Only the lines from the one containing "Output the component" through the one containing "import React from" belong in the answer; copy them exactly and leave out pictures.

Exercise inputs —
------------------------------
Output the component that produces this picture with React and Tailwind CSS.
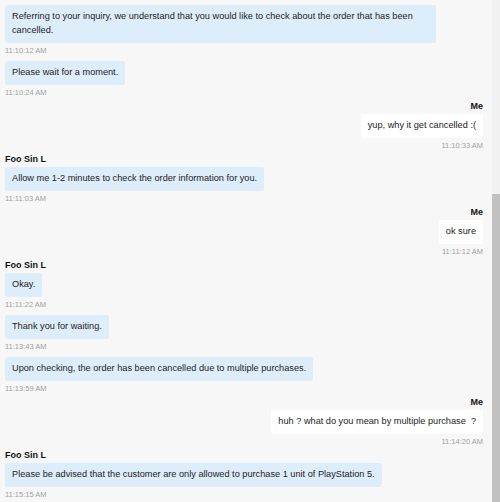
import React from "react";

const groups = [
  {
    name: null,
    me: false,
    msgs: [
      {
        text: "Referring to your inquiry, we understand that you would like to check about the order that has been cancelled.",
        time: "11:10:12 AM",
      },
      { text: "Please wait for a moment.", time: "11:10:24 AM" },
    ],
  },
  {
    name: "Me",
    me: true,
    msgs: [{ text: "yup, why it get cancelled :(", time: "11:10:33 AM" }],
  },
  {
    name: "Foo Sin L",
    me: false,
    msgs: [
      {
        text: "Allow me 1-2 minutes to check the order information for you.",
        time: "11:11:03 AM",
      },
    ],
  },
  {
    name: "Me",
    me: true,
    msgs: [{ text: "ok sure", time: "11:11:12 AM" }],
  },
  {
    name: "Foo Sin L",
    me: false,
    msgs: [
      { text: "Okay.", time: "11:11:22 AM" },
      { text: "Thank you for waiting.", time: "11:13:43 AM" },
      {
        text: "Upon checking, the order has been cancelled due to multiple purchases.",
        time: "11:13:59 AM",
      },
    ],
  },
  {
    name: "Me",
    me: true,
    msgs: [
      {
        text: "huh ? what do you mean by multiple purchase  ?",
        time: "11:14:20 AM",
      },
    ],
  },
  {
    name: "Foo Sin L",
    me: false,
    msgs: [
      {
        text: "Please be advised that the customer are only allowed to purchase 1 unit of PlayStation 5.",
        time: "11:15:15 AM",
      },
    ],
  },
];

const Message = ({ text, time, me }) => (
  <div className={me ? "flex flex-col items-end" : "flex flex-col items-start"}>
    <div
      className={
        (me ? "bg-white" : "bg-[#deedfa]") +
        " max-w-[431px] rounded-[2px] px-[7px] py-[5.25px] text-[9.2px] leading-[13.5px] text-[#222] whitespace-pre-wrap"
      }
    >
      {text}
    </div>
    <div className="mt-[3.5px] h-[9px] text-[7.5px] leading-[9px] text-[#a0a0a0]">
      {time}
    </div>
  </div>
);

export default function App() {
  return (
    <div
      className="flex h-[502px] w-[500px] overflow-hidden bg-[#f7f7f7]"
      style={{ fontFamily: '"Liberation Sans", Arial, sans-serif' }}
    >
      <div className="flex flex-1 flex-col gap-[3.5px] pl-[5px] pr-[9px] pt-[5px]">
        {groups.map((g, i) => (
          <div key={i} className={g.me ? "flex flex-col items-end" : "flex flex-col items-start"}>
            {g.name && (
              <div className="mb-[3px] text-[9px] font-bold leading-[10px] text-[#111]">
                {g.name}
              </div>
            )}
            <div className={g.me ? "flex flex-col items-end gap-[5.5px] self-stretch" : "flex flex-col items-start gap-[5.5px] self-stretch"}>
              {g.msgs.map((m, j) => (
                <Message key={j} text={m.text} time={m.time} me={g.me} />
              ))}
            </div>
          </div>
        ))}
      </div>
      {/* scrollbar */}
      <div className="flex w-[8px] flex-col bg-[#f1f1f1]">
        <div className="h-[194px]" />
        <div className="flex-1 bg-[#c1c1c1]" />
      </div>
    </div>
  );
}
------------------------------
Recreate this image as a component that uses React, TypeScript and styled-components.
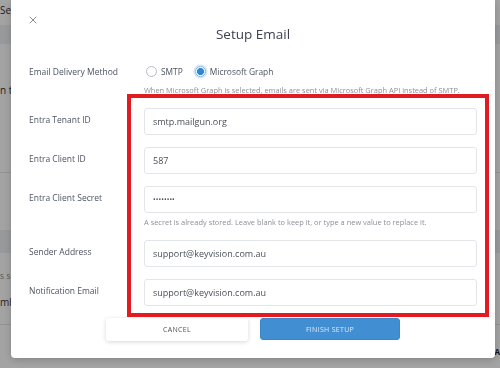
------------------------------
The completed task —
Output the component that produces this picture with React and Tailwind CSS.
import React from "react";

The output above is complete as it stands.